Infrastructure as Code (IaC) and CI/CD Integration

Google Cloud supports automated resource provisioning and model deployment through IaC and CI/CD tools.

Implementing IaC with Terraform

Template Development: Define Google Cloud resources in Terraform scripts.
Version Control: Store templates in GitHub or Cloud Source Repositories.
Automated Deployment: Use Cloud Build to automate the application of Terraform configurations.
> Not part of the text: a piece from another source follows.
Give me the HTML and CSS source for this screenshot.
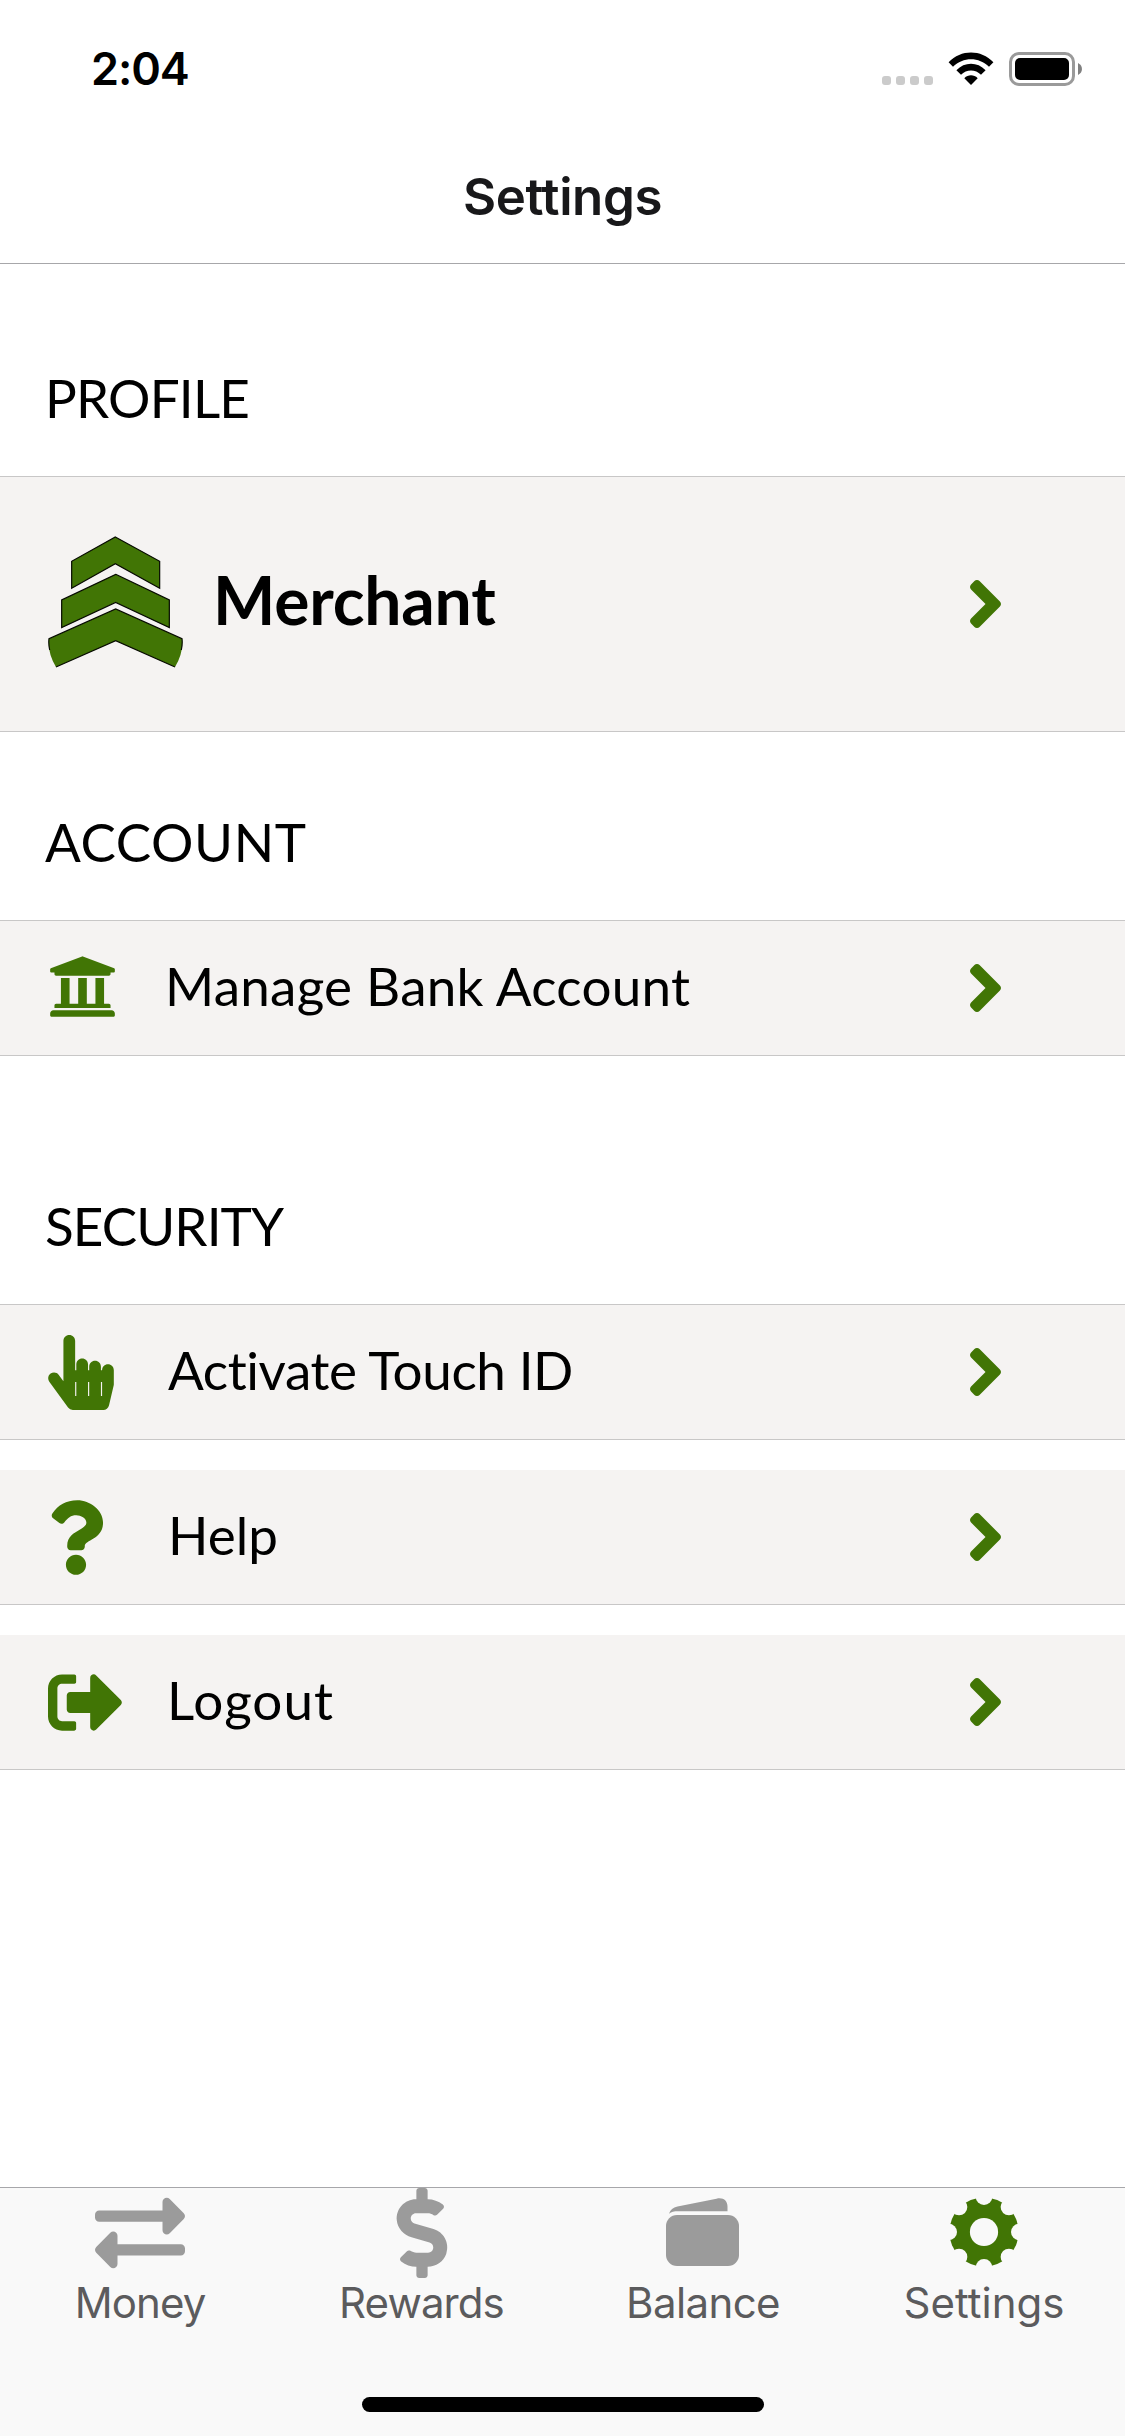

CI/CD Pipeline with Cloud Build

Source Stage: Store code and configurations in Cloud Source Repositories or GitHub.
Build Stage: Use Cloud Build to test and package models.
Deploy Stage: Deploy models to Vertex AI Endpoints or Cloud Run.

flowchart LR
    GitHub/Cloud_Repos -->|Push| Cloud_Build
    Cloud_Build -->|Build| Test_Stage
    Test_Stage -->|Deploy| Vertex_AI_Endpoint

Business Readiness for Google Cloud AI Adoption

Why Google Cloud for AI?

State-of-the-Art Models: Access Google’s pre-trained models and frameworks.
Cost Efficiency: Optimize costs with flexible pricing and spot VM instances.
Global Reach: Operate AI systems globally with low-latency infrastructure.
Data Privacy: Ensure compliance with GDPR, HIPAA, and other regulations.

Preparing for Adoption

Readiness Factor	Actions Needed
Skills Development	Train teams with Google Cloud training resources.
Cost Planning	Use Google Cloud Pricing Calculator to estimate expenses.
Data Governance	Establish robust policies with Data Catalog.
Workflow Integration	Align Google Cloud services with existing development practices.

Best Practices for Google Cloud AI

Optimize Costs: Use preemptible VMs and monitor costs with Cloud Billing.
Secure Resources: Leverage IAM, encryption, and Confidential Computing.
Monitor Continuously: Track performance with Vertex AI Monitoring and Cloud Monitoring.
Automate Workflows: Use CI/CD pipelines to streamline development and deployment.
Leverage Pre-Trained Models: Save time by integrating Google’s pretrained models into your workflows.

By leveraging Google Cloud’s comprehensive AI tools and adhering to best practices, organizations can create scalable, secure, and intelligent solutions to drive business growth and innovation.